**OBJECTIVE:** Quote the listing below in its entirety, omitting every image.

**SOURCE DATA:**

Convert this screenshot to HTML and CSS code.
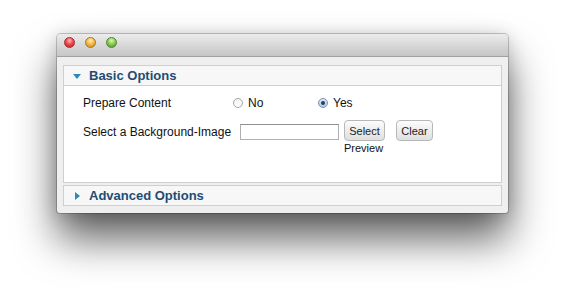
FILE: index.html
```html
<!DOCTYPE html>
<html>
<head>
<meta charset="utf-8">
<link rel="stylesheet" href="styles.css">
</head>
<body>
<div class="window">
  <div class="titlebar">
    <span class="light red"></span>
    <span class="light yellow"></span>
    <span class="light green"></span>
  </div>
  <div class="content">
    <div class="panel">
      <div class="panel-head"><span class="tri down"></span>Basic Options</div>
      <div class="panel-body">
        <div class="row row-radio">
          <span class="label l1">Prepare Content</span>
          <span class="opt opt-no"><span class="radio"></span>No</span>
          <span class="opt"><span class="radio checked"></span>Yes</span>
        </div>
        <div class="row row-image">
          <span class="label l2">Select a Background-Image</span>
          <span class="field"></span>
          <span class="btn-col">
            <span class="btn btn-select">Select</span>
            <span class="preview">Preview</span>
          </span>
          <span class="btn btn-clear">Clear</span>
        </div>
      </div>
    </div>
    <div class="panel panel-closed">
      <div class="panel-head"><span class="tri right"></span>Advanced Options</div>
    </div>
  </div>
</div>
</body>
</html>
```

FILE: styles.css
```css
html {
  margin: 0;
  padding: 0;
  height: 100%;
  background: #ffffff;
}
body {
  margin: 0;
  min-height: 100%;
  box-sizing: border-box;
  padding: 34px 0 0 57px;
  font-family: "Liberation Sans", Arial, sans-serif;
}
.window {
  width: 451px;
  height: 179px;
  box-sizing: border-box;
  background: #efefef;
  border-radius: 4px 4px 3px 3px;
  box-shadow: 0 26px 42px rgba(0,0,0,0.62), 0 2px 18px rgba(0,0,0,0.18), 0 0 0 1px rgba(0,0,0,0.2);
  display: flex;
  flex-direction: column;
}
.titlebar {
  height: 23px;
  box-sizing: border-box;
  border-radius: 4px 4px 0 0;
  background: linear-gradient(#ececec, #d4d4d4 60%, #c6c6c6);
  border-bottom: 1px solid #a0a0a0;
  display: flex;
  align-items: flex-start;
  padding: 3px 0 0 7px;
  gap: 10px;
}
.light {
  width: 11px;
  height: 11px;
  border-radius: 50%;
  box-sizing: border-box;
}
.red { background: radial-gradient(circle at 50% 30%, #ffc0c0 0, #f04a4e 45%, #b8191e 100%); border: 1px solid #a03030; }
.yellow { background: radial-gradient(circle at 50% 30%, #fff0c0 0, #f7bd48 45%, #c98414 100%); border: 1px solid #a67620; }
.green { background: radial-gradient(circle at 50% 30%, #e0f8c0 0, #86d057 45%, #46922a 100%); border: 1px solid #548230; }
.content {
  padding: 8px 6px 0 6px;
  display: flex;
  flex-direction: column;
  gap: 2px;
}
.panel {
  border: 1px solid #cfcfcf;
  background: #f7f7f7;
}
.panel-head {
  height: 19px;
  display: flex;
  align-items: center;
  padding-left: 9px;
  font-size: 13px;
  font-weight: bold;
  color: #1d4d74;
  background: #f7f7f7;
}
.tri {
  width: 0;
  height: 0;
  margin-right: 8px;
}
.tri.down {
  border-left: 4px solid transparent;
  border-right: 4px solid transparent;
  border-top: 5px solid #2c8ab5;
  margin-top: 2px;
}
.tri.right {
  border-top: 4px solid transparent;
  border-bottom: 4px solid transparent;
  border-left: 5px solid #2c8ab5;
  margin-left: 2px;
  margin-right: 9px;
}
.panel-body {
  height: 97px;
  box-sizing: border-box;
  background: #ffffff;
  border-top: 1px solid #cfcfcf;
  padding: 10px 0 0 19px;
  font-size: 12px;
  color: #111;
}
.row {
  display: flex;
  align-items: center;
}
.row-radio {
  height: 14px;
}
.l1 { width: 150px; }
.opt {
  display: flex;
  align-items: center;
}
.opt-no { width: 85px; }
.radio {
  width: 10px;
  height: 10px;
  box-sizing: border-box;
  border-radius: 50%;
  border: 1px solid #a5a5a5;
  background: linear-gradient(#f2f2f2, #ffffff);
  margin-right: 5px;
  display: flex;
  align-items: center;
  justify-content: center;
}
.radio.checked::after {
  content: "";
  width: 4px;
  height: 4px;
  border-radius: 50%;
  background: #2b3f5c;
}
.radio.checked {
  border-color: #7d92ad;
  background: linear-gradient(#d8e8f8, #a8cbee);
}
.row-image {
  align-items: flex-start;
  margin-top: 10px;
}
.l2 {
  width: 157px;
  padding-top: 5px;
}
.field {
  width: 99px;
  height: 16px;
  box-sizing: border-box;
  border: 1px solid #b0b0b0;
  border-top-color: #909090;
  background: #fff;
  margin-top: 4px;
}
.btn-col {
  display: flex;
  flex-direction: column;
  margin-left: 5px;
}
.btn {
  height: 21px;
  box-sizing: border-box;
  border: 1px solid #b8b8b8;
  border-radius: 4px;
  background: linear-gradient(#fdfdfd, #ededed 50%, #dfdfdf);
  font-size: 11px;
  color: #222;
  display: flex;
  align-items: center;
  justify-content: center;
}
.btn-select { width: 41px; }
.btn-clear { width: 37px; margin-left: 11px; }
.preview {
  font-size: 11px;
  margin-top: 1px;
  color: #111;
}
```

**ANSWER IN FULL:**
Convert this screenshot to HTML and CSS code.
FILE: index.html
```html
<!DOCTYPE html>
<html>
<head>
<meta charset="utf-8">
<link rel="stylesheet" href="styles.css">
</head>
<body>
<div class="window">
  <div class="titlebar">
    <span class="light red"></span>
    <span class="light yellow"></span>
    <span class="light green"></span>
  </div>
  <div class="content">
    <div class="panel">
      <div class="panel-head"><span class="tri down"></span>Basic Options</div>
      <div class="panel-body">
        <div class="row row-radio">
          <span class="label l1">Prepare Content</span>
          <span class="opt opt-no"><span class="radio"></span>No</span>
          <span class="opt"><span class="radio checked"></span>Yes</span>
        </div>
        <div class="row row-image">
          <span class="label l2">Select a Background-Image</span>
          <span class="field"></span>
          <span class="btn-col">
            <span class="btn btn-select">Select</span>
            <span class="preview">Preview</span>
          </span>
          <span class="btn btn-clear">Clear</span>
        </div>
      </div>
    </div>
    <div class="panel panel-closed">
      <div class="panel-head"><span class="tri right"></span>Advanced Options</div>
    </div>
  </div>
</div>
</body>
</html>
```

FILE: styles.css
```css
html {
  margin: 0;
  padding: 0;
  height: 100%;
  background: #ffffff;
}
body {
  margin: 0;
  min-height: 100%;
  box-sizing: border-box;
  padding: 34px 0 0 57px;
  font-family: "Liberation Sans", Arial, sans-serif;
}
.window {
  width: 451px;
  height: 179px;
  box-sizing: border-box;
  background: #efefef;
  border-radius: 4px 4px 3px 3px;
  box-shadow: 0 26px 42px rgba(0,0,0,0.62), 0 2px 18px rgba(0,0,0,0.18), 0 0 0 1px rgba(0,0,0,0.2);
  display: flex;
  flex-direction: column;
}
.titlebar {
  height: 23px;
  box-sizing: border-box;
  border-radius: 4px 4px 0 0;
  background: linear-gradient(#ececec, #d4d4d4 60%, #c6c6c6);
  border-bottom: 1px solid #a0a0a0;
  display: flex;
  align-items: flex-start;
  padding: 3px 0 0 7px;
  gap: 10px;
}
.light {
  width: 11px;
  height: 11px;
  border-radius: 50%;
  box-sizing: border-box;
}
.red { background: radial-gradient(circle at 50% 30%, #ffc0c0 0, #f04a4e 45%, #b8191e 100%); border: 1px solid #a03030; }
.yellow { background: radial-gradient(circle at 50% 30%, #fff0c0 0, #f7bd48 45%, #c98414 100%); border: 1px solid #a67620; }
.green { background: radial-gradient(circle at 50% 30%, #e0f8c0 0, #86d057 45%, #46922a 100%); border: 1px solid #548230; }
.content {
  padding: 8px 6px 0 6px;
  display: flex;
  flex-direction: column;
  gap: 2px;
}
.panel {
  border: 1px solid #cfcfcf;
  background: #f7f7f7;
}
.panel-head {
  height: 19px;
  display: flex;
  align-items: center;
  padding-left: 9px;
  font-size: 13px;
  font-weight: bold;
  color: #1d4d74;
  background: #f7f7f7;
}
.tri {
  width: 0;
  height: 0;
  margin-right: 8px;
}
.tri.down {
  border-left: 4px solid transparent;
  border-right: 4px solid transparent;
  border-top: 5px solid #2c8ab5;
  margin-top: 2px;
}
.tri.right {
  border-top: 4px solid transparent;
  border-bottom: 4px solid transparent;
  border-left: 5px solid #2c8ab5;
  margin-left: 2px;
  margin-right: 9px;
}
.panel-body {
  height: 97px;
  box-sizing: border-box;
  background: #ffffff;
  border-top: 1px solid #cfcfcf;
  padding: 10px 0 0 19px;
  font-size: 12px;
  color: #111;
}
.row {
  display: flex;
  align-items: center;
}
.row-radio {
  height: 14px;
}
.l1 { width: 150px; }
.opt {
  display: flex;
  align-items: center;
}
.opt-no { width: 85px; }
.radio {
  width: 10px;
  height: 10px;
  box-sizing: border-box;
  border-radius: 50%;
  border: 1px solid #a5a5a5;
  background: linear-gradient(#f2f2f2, #ffffff);
  margin-right: 5px;
  display: flex;
  align-items: center;
  justify-content: center;
}
.radio.checked::after {
  content: "";
  width: 4px;
  height: 4px;
  border-radius: 50%;
  background: #2b3f5c;
}
.radio.checked {
  border-color: #7d92ad;
  background: linear-gradient(#d8e8f8, #a8cbee);
}
.row-image {
  align-items: flex-start;
  margin-top: 10px;
}
.l2 {
  width: 157px;
  padding-top: 5px;
}
.field {
  width: 99px;
  height: 16px;
  box-sizing: border-box;
  border: 1px solid #b0b0b0;
  border-top-color: #909090;
  background: #fff;
  margin-top: 4px;
}
.btn-col {
  display: flex;
  flex-direction: column;
  margin-left: 5px;
}
.btn {
  height: 21px;
  box-sizing: border-box;
  border: 1px solid #b8b8b8;
  border-radius: 4px;
  background: linear-gradient(#fdfdfd, #ededed 50%, #dfdfdf);
  font-size: 11px;
  color: #222;
  display: flex;
  align-items: center;
  justify-content: center;
}
.btn-select { width: 41px; }
.btn-clear { width: 37px; margin-left: 11px; }
.preview {
  font-size: 11px;
  margin-top: 1px;
  color: #111;
}
```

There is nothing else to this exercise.